10/03/2026
Celebrating Women’s Day every year is not only about reiterating and remembering the long history of women’s deprivation and struggle, but also about commemorating the strength, resilience, and determination of all those women who have led our way—women who have time and again risen from the ashes of the fire that had pledged to burn them, destroy, and obliterate them.
Today, at the Department of Sociology, RBU, a special guest gladly accepted our invitation to share her inspirational story with us. **Paramita Bera**, at the young age of 17, on a fateful night in 2015, fell victim to the grand and celebrated structures of patriarchy. She woke up with a burning sensation on one side of her face, head, chest, and thighs. “He wanted to attack my face and my private parts,” she said—a revenge for rejecting an unwanted marriage proposal that stood in the way of her dream of pursuing higher studies, and most importantly, for achieving a scholarship through her successful results. Women who dream of ascending and breaking the glass ceiling must be taught a lesson.
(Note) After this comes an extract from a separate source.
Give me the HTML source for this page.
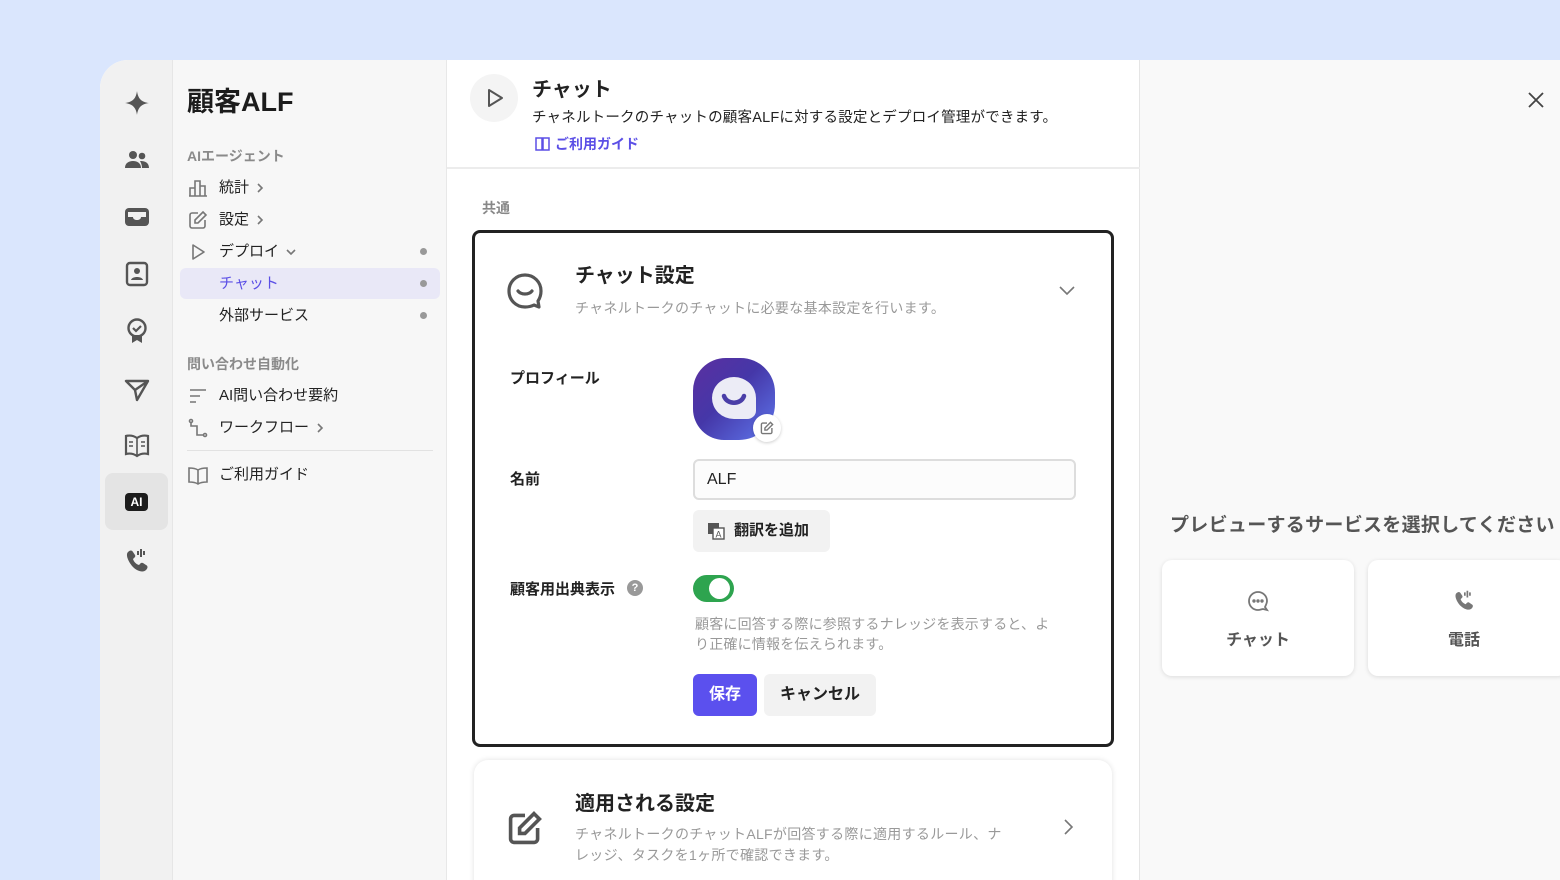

Her life could have been one written only with surgeries, hospital visits, police statements, and court hearings—besides the secret plotting of her own su***de. Instead, she chose to rise above and beyond the fate thrust upon her by social structures and build a life, a family, and a career, notwithstanding the hardships, betrayals, injustice, and ostracism she faced. Her revenge has been quietly taken.
We stand in solidarity with her and with all those women who have been betrayed by their own kind—with those who could fight, and also with those who never had the opportunity to salvage themselves.
The success of today lay in how the personal narratives of some of our students emerged from the audience, sharing their experiences and insights. We hope to keep the spirit of this day alive through continuous conversation and engagement, reaffirming our commitment to building a society where every woman can live with dignity, opportunity, and freedom.